Records from a data collection:
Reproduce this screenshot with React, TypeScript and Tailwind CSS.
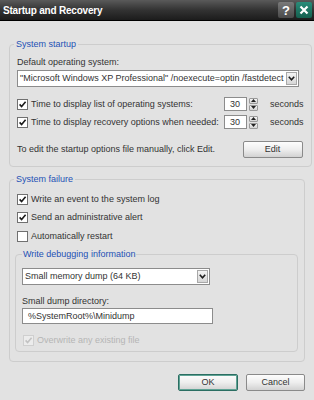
import React from "react";

const ui = "font-['Liberation_Sans','Arial',sans-serif] text-[9px] leading-[13px] text-[#333333] whitespace-nowrap";

function Check({ checked, disabled }: { checked?: boolean; disabled?: boolean }) {
  return (
    <span
      className={`inline-flex h-[11px] w-[11px] shrink-0 items-center justify-center border ${
        disabled ? "border-[#cfcfcf] bg-[#ececec]" : "border-[#707070] bg-white"
      }`}
    >
      {checked && (
        <svg width="9" height="9" viewBox="0 0 9 9">
          <path d="M1.6 4.4 L3.6 6.6 L7.6 1.8" fill="none" stroke={disabled ? "#c2c2c2" : "#1a1a1a"} strokeWidth="1.6" />
        </svg>
      )}
    </span>
  );
}

function Chevron() {
  return (
    <svg width="7" height="5" viewBox="0 0 7 5">
      <path d="M0.8 0.8 L3.5 3.8 L6.2 0.8" fill="none" stroke="#1e1e1e" strokeWidth="1.6" />
    </svg>
  );
}

function Combo({ text, width }: { text: string; width: string }) {
  return (
    <div className={`flex h-[17px] items-stretch border border-[#8c8c8c] bg-white ${width}`}>
      <div className="flex-1 overflow-hidden pl-[2px] leading-[15px]">{text}</div>
      <div className="m-[1px] flex w-[11px] items-center justify-center border border-[#a8a8a8] bg-gradient-to-b from-[#f4f4f4] to-[#d6d6d6]">
        <Chevron />
      </div>
    </div>
  );
}

function Spinner() {
  return (
    <div className="flex h-[14px] items-center">
      <div className="h-[14px] w-[23px] border border-[#8c8c8c] bg-white pl-[5px] leading-[12px]">30</div>
      <div className="ml-[2px] flex h-[13px] w-[9px] flex-col gap-[1px]">
        <div className="flex flex-1 items-center justify-center rounded-[1px] border border-[#9a9a9a] bg-gradient-to-b from-[#f6f6f6] to-[#d4d4d4]">
          <svg width="5" height="3" viewBox="0 0 5 3">
            <path d="M0 3 L2.5 0 L5 3 Z" fill="#222" />
          </svg>
        </div>
        <div className="flex flex-1 items-center justify-center rounded-[1px] border border-[#9a9a9a] bg-gradient-to-b from-[#f6f6f6] to-[#d4d4d4]">
          <svg width="5" height="3" viewBox="0 0 5 3">
            <path d="M0 0 L2.5 3 L5 0 Z" fill="#222" />
          </svg>
        </div>
      </div>
    </div>
  );
}

function Button({ label, primary, width }: { label: string; primary?: boolean; width: string }) {
  return (
    <div
      className={`flex h-[17px] items-center justify-center rounded-[2px] border bg-gradient-to-b from-[#fdfdfd] via-[#eeeeee] to-[#d2d2d2] ${width} ${
        primary ? "border-[#2b6e62] shadow-[inset_0_0_0_1px_#5fa395]" : "border-[#8a8a8a]"
      }`}
    >
      {label}
    </div>
  );
}

export default function App() {
  return (
    <div className={`flex h-[400px] w-[314px] flex-col bg-[#e2e2e2] ${ui}`}>
      {/* title bar */}
      <div className="flex h-[21px] items-center border-b border-black bg-gradient-to-b from-[#5a5a5a] via-[#333333] to-[#1c1c1c] pl-[3px] pr-[2px]">
        <div className="flex-1 text-[10px] font-bold tracking-[-0.2px] text-white">Startup and Recovery</div>
        <div className="flex h-[16px] w-[16px] items-center justify-center rounded-[2px] bg-gradient-to-b from-[#7a7a7a] to-[#4a4a4a] text-[13px] font-bold text-white">
          ?
        </div>
        <div className="ml-[2px] flex h-[16px] w-[16px] items-center justify-center rounded-[2px] bg-gradient-to-b from-[#2a8d7a] to-[#15604f]">
          <svg width="10" height="10" viewBox="0 0 10 10">
            <path d="M1.5 1.5 L8.5 8.5 M8.5 1.5 L1.5 8.5" stroke="white" strokeWidth="2.2" />
          </svg>
        </div>
      </div>

      {/* System startup */}
      <fieldset className="mx-[9px] mt-[17px] rounded-[4px] border border-[#cdcdcd] px-[7px] pb-[8px]">
        <legend className="-ml-[3px] px-[2px] text-[#2451b5]">System startup</legend>
        <div className="mt-[5px]">Default operating system:</div>
        <Combo
          width="w-[282px] mt-[1px]"
          text={'"Microsoft Windows XP Professional" /noexecute=optin /fastdetect'}
        />
        <div className="mt-[9px] flex h-[16px] items-center">
          <div className="flex w-[207px] items-center gap-[3px]">
            <Check checked />
            <span>Time to display list of operating systems:</span>
          </div>
          <Spinner />
          <span className="ml-[12px]">seconds</span>
        </div>
        <div className="mt-[2px] flex h-[16px] items-center">
          <div className="flex w-[207px] items-center gap-[3px]">
            <Check checked />
            <span>Time to display recovery options when needed:</span>
          </div>
          <Spinner />
          <span className="ml-[12px]">seconds</span>
        </div>
        <div className="mt-[11px] flex items-center justify-between">
          <span>To edit the startup options file manually, click Edit.</span>
          <Button label="Edit" width="w-[60px] mr-[1px]" />
        </div>
      </fieldset>

      {/* System failure */}
      <fieldset className="mx-[9px] mt-[6px] rounded-[4px] border border-[#cdcdcd] px-[5px] pb-[9px]">
        <legend className="-ml-[1px] px-[2px] text-[#2451b5]">System failure</legend>
        <div className="ml-[2px] mt-[5px] flex h-[16px] items-center gap-[3px]">
          <Check checked />
          <span>Write an event to the system log</span>
        </div>
        <div className="ml-[2px] mt-[2px] flex h-[16px] items-center gap-[3px]">
          <Check checked />
          <span>Send an administrative alert</span>
        </div>
        <div className="ml-[2px] mt-[3px] flex h-[16px] items-center gap-[3px]">
          <Check />
          <span>Automatically restart</span>
        </div>

        <fieldset className="mt-[4px] mr-[1px] rounded-[4px] border border-[#cdcdcd] px-[6px] pb-[3px]">
          <legend className="px-[1px] text-[#2451b5]">Write debugging information</legend>
          <Combo width="w-[188px] mt-[7px]" text="Small memory dump (64 KB)" />
          <div className="mt-[10px]">Small dump directory:</div>
          <div className="h-[16px] w-[191px] border border-[#8c8c8c] bg-white pl-[5px] leading-[14px]">
            %SystemRoot%\Minidump
          </div>
          <div className="ml-[1px] mt-[8px] flex h-[16px] items-center gap-[3px] text-[#b5b5b5]">
            <Check checked disabled />
            <span>Overwrite any existing file</span>
          </div>
        </fieldset>
      </fieldset>

      <div className="mt-[12px] flex justify-end gap-[8px] pr-[9px]">
        <Button label="OK" primary width="w-[60px]" />
        <Button label="Cancel" width="w-[59px]" />
      </div>
    </div>
  );
}
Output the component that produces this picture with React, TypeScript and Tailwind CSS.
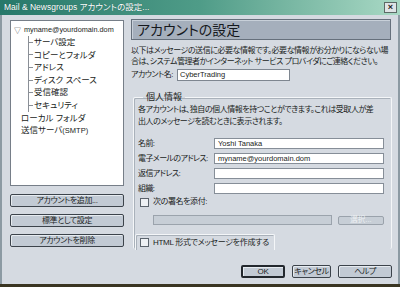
const font = "font-['Liberation_Sans','Noto_Sans_CJK_JP',sans-serif] [font-feature-settings:'palt']";

function Btn({ label, className = "" }: { label: string; className?: string }) {
  return (
    <div
      className={`flex h-[13px] items-center justify-center whitespace-nowrap rounded-[2px] border border-[#3c434b] bg-[#c2cad4] text-[8px] leading-none tracking-[-0.4px] text-[#1c1f24] shadow-[inset_1px_1px_0_#e6ebf0] ${className}`}
    >
      {label}
    </div>
  );
}

function Field({ label, value }: { label: string; value?: string }) {
  return (
    <div className="flex h-[11px] items-center">
      <span className="w-[76px] whitespace-nowrap text-[8px] leading-none tracking-[-0.6px]">{label}</span>
      <div className="flex h-[11px] w-[170px] items-center border border-[#868e98] bg-white pl-[3px] text-[7.5px] leading-none">
        {value}
      </div>
    </div>
  );
}

function Check() {
  return <div className="h-[9px] w-[9px] shrink-0 border border-[#5b636c] bg-[#eef1f4]" />;
}

export default function App() {
  const tree = ["サーバ設定", "コピーとフォルダ", "アドレス", "ディスク スペース", "受信確認", "セキュリティ"];

  return (
    <div className={`flex h-[287px] w-[400px] flex-col overflow-hidden border-b-[3px] border-b-[#3a3522] bg-[#d5dae1] text-[#1a1d22] ${font}`}>
      {/* title bar */}
      <div className="flex h-[15px] shrink-0 items-center justify-between bg-gradient-to-r from-[#26786a] via-[#4f9c88] to-[#a9d9c5] pl-[4px] pr-[3px]">
        <span className="text-[8.5px] leading-none text-white [text-shadow:0_0_1px_#1e5c52]">
          Mail &amp; Newsgroups アカウントの設定...
        </span>
        <div className="flex h-[11px] w-[13px] items-center justify-center border border-[#5c6a66] bg-[#dfe4e6] text-[9px] font-bold leading-none text-[#222]">
          ×
        </div>
      </div>

      <div className="flex flex-1 border-x-[2px] border-x-[#8c9aa3]">
        {/* left column */}
        <div className="ml-[8px] mt-[5px] flex w-[114px] flex-col">
          <div className="h-[166px] border border-[#767e88] bg-white pt-[3px] text-[8.5px] leading-none">
            <div className="flex h-[12px] items-center pl-[3px]">
              <span className="mr-[3px] text-[7px] text-[#333]">▽</span>
              <span className="text-[7.3px]">myname@yourdomain.dom</span>
            </div>
            <div className="ml-[17px] border-l border-[#8a8f96]">
              {tree.map((t) => (
                <div key={t} className="flex h-[12.6px] items-center">
                  <span className="mr-[1px] h-px w-[4px] bg-[#8a8f96]" />
                  <span>{t}</span>
                </div>
              ))}
            </div>
            <div className="flex h-[12.5px] items-center pl-[10px]">ローカル フォルダ</div>
            <div className="flex h-[12.5px] items-center pl-[10px]">
              送信サーバ<span className="text-[7.5px]">(SMTP)</span>
            </div>
          </div>
          <div className="mt-[8px] flex flex-col gap-[7px]">
            <Btn label="アカウントを追加..." />
            <Btn label="標準として設定" />
            <Btn label="アカウントを削除" />
          </div>
        </div>

        {/* right column */}
        <div className="ml-[7px] mt-[4px] flex w-[263px] flex-col">
          <div className="flex h-[21px] w-[260px] items-center border border-[#66707c] bg-[#a5afbc] pl-[5px] text-[14px] leading-none text-[#15181c] shadow-[inset_1px_1px_0_#c8d0d9]">
            アカウントの設定
          </div>
          <p className="mt-[5px] whitespace-nowrap text-[8px] leading-[11px] tracking-[-0.45px]">
            以下はメッセージの送信に必要な情報です。必要な情報がお分かりにならない場
            <br />
            合は、システム管理者かインターネット サービス プロバイダにご連絡ください。
          </p>
          <div className="mt-[2px] flex h-[12px] items-center">
            <span className="w-[46px] whitespace-nowrap text-[8px] leading-none tracking-[-0.5px]">アカウント名:</span>
            <div className="flex h-[12px] w-[113px] items-center border border-[#7e8690] bg-white pl-[2px] text-[7.5px] leading-none">
              CyberTrading
            </div>
          </div>

          <fieldset className="ml-[2px] mt-[12px] h-[156px] w-[259px] rounded-[2px] border border-b-0 border-[#f4f6f8] pl-[4px] pr-[7px] shadow-[inset_1px_1px_0_#a9b1ba]">
            <legend className="ml-[5px] px-[3px] text-[9px] leading-none">個人情報</legend>
            <p className="mt-[2px] whitespace-nowrap text-[8px] leading-[11.5px] tracking-[-0.45px]">
              各アカウントは、独自の個人情報を持つことができます。これは受取人が差
              <br />
              出人のメッセージを読むときに表示されます。
            </p>
            <div className="mt-[11px] flex flex-col gap-[4px]">
              <Field label="名前:" value="Yoshi Tanaka" />
              <Field label="電子メールのアドレス:" value="myname@yourdomain.dom" />
              <Field label="返信アドレス:" />
              <Field label="組織:" />
            </div>
            <div className="mt-[3px] flex h-[10px] items-center gap-[4px] pl-[2px]">
              <Check />
              <span className="whitespace-nowrap text-[8px] leading-none tracking-[-0.4px]">次の署名を添付:</span>
            </div>
            <div className="mt-[8px] flex items-center">
              <div className="ml-[15px] h-[10px] w-[179px] border border-[#9ba3ac] bg-[#c7ced6]" />
              <div className="ml-[6px] flex h-[9px] w-[46px] items-center justify-center rounded-[2px] border border-[#9aa2ab] bg-[#c7ced6] text-[7.5px] leading-none text-[#eef1f4]">
                選択...
              </div>
            </div>
            <div className="-ml-[3px] mt-[9px] flex h-[16px] w-[140px] items-center gap-[4px] rounded-t-[2px] border border-b-0 border-[#f4f6f8] pl-[4px] shadow-[inset_1px_1px_0_#a9b1ba]">
              <Check />
              <span className="whitespace-nowrap text-[8px] leading-none tracking-[-0.3px]">HTML 形式でメッセージを作成する</span>
            </div>
          </fieldset>

          <div className="mt-[16px] flex justify-end gap-[7px] pr-[2px]">
            <Btn label="OK" className="w-[44px] border-[2px] border-[#22272d]" />
            <Btn label="キャンセル" className="w-[39px]" />
            <Btn label="ヘルプ" className="w-[54px]" />
          </div>
        </div>
      </div>
    </div>
  );
}
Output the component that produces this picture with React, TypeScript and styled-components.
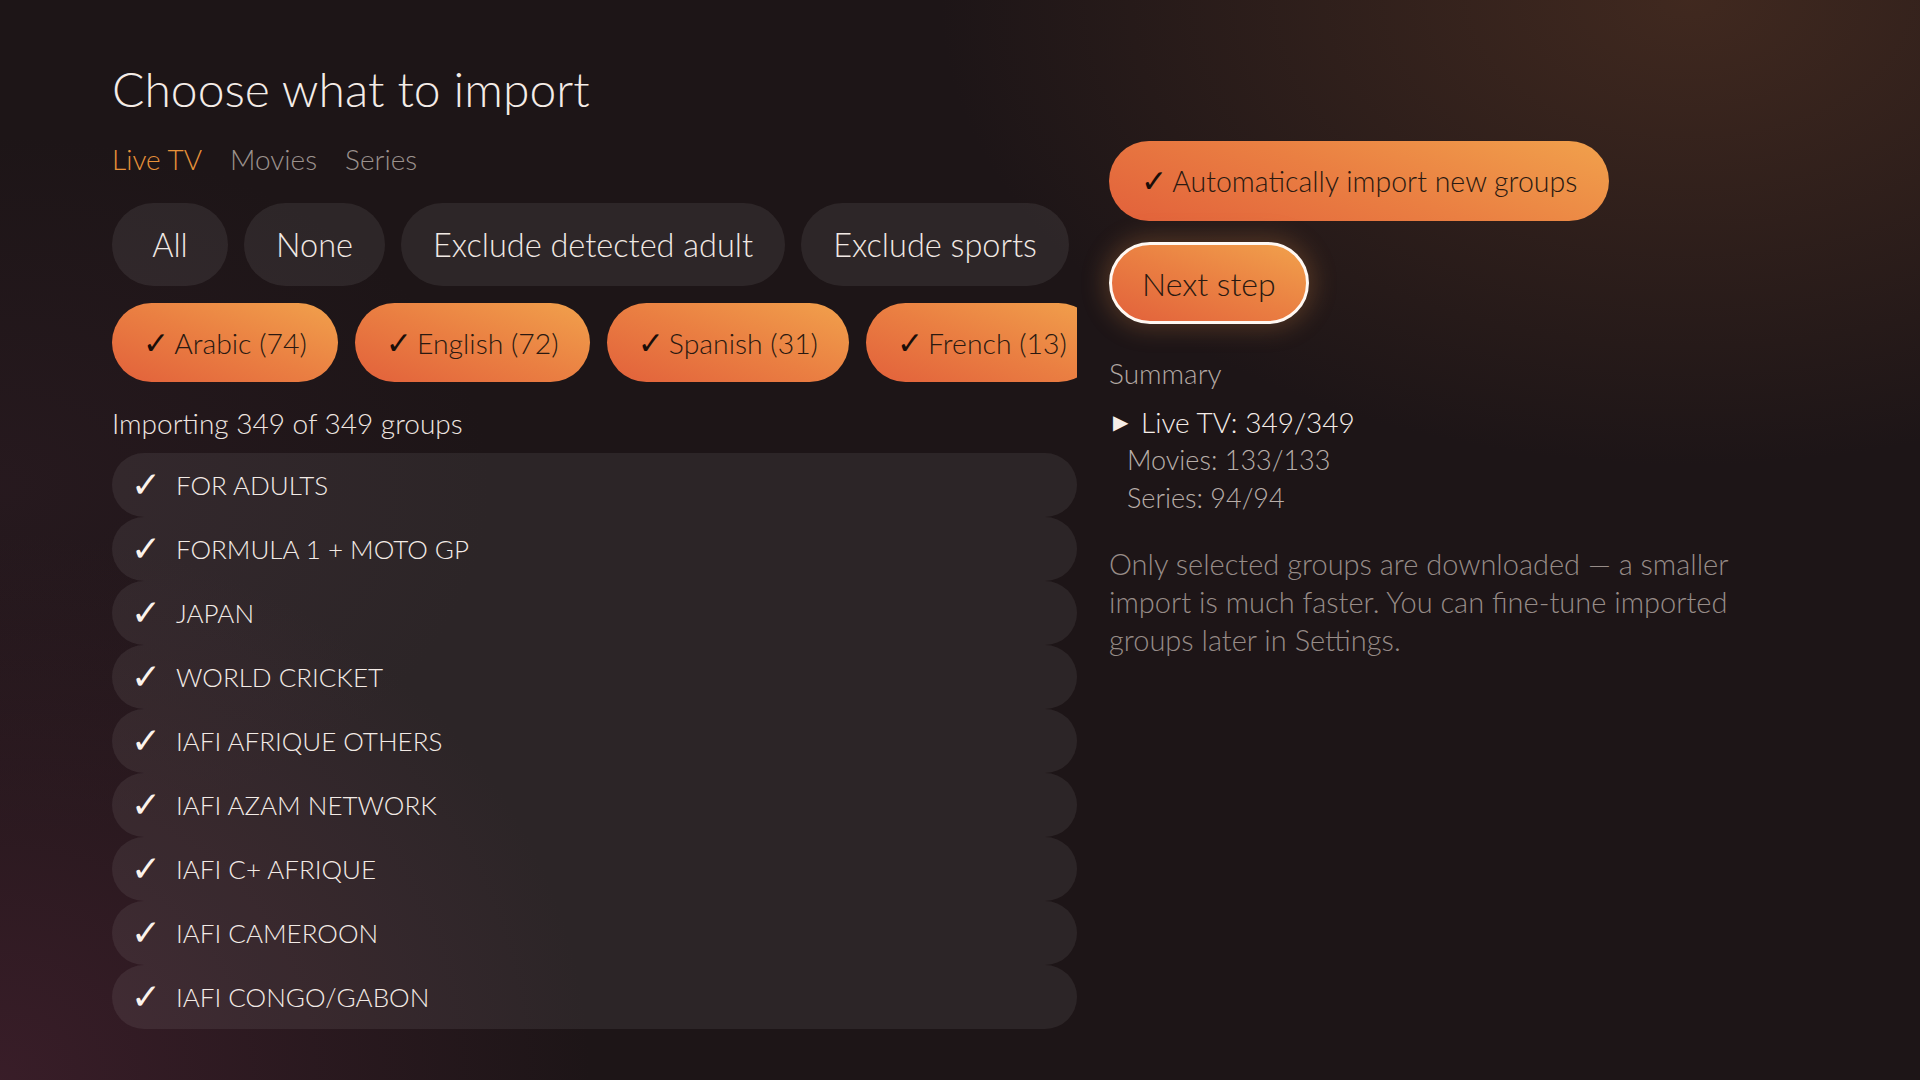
import React from "react";
import styled, { createGlobalStyle } from "styled-components";

const GlobalStyle = createGlobalStyle`
  html, body {
    margin: 0;
    padding: 0;
  }
  body {
    background: #1d1517;
    font-family: Lato, "Noto Sans", sans-serif;
    font-weight: 300;
  }
  * {
    box-sizing: border-box;
  }
`;

const tabs = ["Live TV", "Movies", "Series"];
const quickFilters = ["All", "None", "Exclude detected adult", "Exclude sports"];
const languages = ["Arabic (74)", "English (72)", "Spanish (31)", "French (13)"];
const groups = [
  "FOR ADULTS",
  "FORMULA 1 + MOTO GP",
  "JAPAN",
  "WORLD CRICKET",
  "IAFI AFRIQUE OTHERS",
  "IAFI AZAM NETWORK",
  "IAFI C+ AFRIQUE",
  "IAFI CAMEROON",
  "IAFI CONGO/GABON",
];
const summary = [
  { label: "Live TV: 349/349", active: true },
  { label: "Movies: 133/133", active: false },
  { label: "Series: 94/94", active: false },
];

const App: React.FC = () => {
  return (
    <>
      <GlobalStyle />
      <Page>
        <LeftColumn>
          <Title>Choose what to import</Title>
          <Tabs>
            {tabs.map((t, i) => (
              <Tab key={t} $active={i === 0}>
                {t}
              </Tab>
            ))}
          </Tabs>
          <PillRow>
            {quickFilters.map((f) => (
              <PillButton key={f}>{f}</PillButton>
            ))}
          </PillRow>
          <ChipRow>
            {languages.map((l) => (
              <Chip key={l}>
                <Check>✓</Check>
                {l}
              </Chip>
            ))}
          </ChipRow>
          <Count>Importing 349 of 349 groups</Count>
          <GroupList>
            {groups.map((g) => (
              <GroupRow key={g}>
                <RowCheck>✓</RowCheck>
                <span>{g}</span>
              </GroupRow>
            ))}
          </GroupList>
        </LeftColumn>

        <RightColumn>
          <AutoButton>
            <Check>✓</Check>
            Automatically import new groups
          </AutoButton>
          <NextButton>Next step</NextButton>
          <SummaryTitle>Summary</SummaryTitle>
          <SummaryList>
            {summary.map((s) => (
              <SummaryItem key={s.label} $active={s.active}>
                {s.active && <Arrow>▶</Arrow>}
                {s.label}
              </SummaryItem>
            ))}
          </SummaryList>
          <Note>
            Only selected groups are downloaded — a smaller import is much
            faster. You can fine-tune imported groups later in Settings.
          </Note>
        </RightColumn>
      </Page>
    </>
  );
};

const Page = styled.div`
  width: 1920px;
  height: 1080px;
  overflow: hidden;
  display: grid;
  grid-template-columns: 965px 1fr;
  column-gap: 32px;
  padding: 60px 0 0 112px;
  background:
    radial-gradient(ellipse 1000px 620px at 88% 0%, rgba(72, 45, 33, 0.82), transparent 75%),
    radial-gradient(ellipse 820px 760px at 0% 100%, rgba(66, 32, 46, 0.75), transparent 72%),
    radial-gradient(ellipse 700px 500px at 0% 45%, rgba(46, 28, 36, 0.55), transparent 70%),
    #1d1517;
`;

const LeftColumn = styled.div`
  display: flex;
  flex-direction: column;
  min-width: 0;
`;

const Title = styled.h1`
  margin: 0;
  font-size: 48px;
  line-height: 58px;
  font-weight: 300;
  color: #f4ece7;
`;

const Tabs = styled.div`
  display: flex;
  gap: 28px;
  margin-top: 25px;
`;

const Tab = styled.span<{ $active?: boolean }>`
  font-size: 28px;
  line-height: 33px;
  color: ${(p) => (p.$active ? "#e8923a" : "#9b918d")};
`;

const PillRow = styled.div`
  display: flex;
  gap: 16px;
  margin-top: 27px;
`;

const PillButton = styled.button`
  height: 83px;
  min-width: 116px;
  padding: 0 32px;
  border: none;
  border-radius: 42px;
  background: rgba(255, 255, 255, 0.075);
  color: #f1e9e4;
  font-family: inherit;
  font-size: 32.5px;
  font-weight: 300;
  white-space: nowrap;
`;

const ChipRow = styled.div`
  display: flex;
  gap: 17px;
  margin-top: 17px;
  overflow: hidden;
`;

const orange = `linear-gradient(20deg, #e2613b 0%, #ea7f42 50%, #f1a14c 100%)`;

const Chip = styled.div`
  flex-shrink: 0;
  display: flex;
  align-items: center;
  height: 79px;
  padding: 0 31px;
  border-radius: 40px;
  background: ${orange};
  color: #2a1911;
  font-size: 28.4px;
  white-space: nowrap;
`;

const Check = styled.span`
  font-family: "DejaVu Sans", sans-serif;
  font-weight: 700;
  font-size: 1.1em;
  color: #1a0e09;
  margin-right: 5px;
`;

const Count = styled.div`
  margin-top: 24px;
  font-size: 28px;
  line-height: 34px;
  color: #efe6e1;
`;

const GroupList = styled.div`
  margin-top: 13px;
  display: flex;
  flex-direction: column;
`;

const GroupRow = styled.div`
  flex-shrink: 0;
  height: 64px;
  display: flex;
  align-items: center;
  gap: 18px;
  padding-left: 19px;
  border-radius: 32px;
  background: rgba(255, 255, 255, 0.07);
  color: #f3ebe6;
  font-size: 26px;
`;

const RowCheck = styled.span`
  width: 27px;
  font-family: "DejaVu Sans", sans-serif;
  font-weight: 700;
  font-size: 36px;
  line-height: 1;
  color: #fbf3ec;
`;

const RightColumn = styled.div`
  display: flex;
  flex-direction: column;
  align-items: flex-start;
  padding-top: 81px;
`;

const AutoButton = styled.button`
  display: flex;
  align-items: center;
  height: 80px;
  padding: 0 32px;
  border: none;
  border-radius: 40px;
  background: ${orange};
  color: #2a1911;
  font-family: inherit;
  font-size: 28.5px;
  font-weight: 300;
`;

const NextButton = styled.button`
  margin-top: 21px;
  height: 82px;
  padding: 0 30px;
  border: 3px solid #fff8f2;
  border-radius: 41px;
  background: ${orange};
  color: #2a1911;
  font-family: inherit;
  font-size: 32px;
  font-weight: 300;
  box-shadow: 0 0 22px 6px rgba(190, 120, 60, 0.28);
`;

const SummaryTitle = styled.div`
  margin-top: 32px;
  font-size: 28px;
  line-height: 34px;
  color: #b2a7a2;
`;

const SummaryList = styled.div`
  margin-top: 13px;
  display: flex;
  flex-direction: column;
`;

const SummaryItem = styled.div<{ $active?: boolean }>`
  display: flex;
  align-items: center;
  padding-left: ${(p) => (p.$active ? "4px" : "18px")};
  font-size: ${(p) => (p.$active ? "28px" : "27px")};
  line-height: 38px;
  color: ${(p) => (p.$active ? "#f4ece7" : "#b8aea9")};
`;

const Arrow = styled.span`
  font-family: "DejaVu Sans", sans-serif;
  font-size: 20px;
  margin-right: 13px;
  color: #f4ece7;
`;

const Note = styled.p`
  margin: 28px 0 0;
  max-width: 620px;
  font-size: 29px;
  line-height: 38px;
  color: #978c88;
`;

export default App;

Stated goal:
Give again, word for word, every line from the top of the data above to the line holding "text-[9px] leading-[13px] text-[#333333]", inclusive, with the pictures left out.

Final result:
Reproduce this screenshot with React, TypeScript and Tailwind CSS.
import React from "react";

const ui = "font-['Liberation_Sans','Arial',sans-serif] text-[9px] leading-[13px] text-[#333333] whitespace-nowrap";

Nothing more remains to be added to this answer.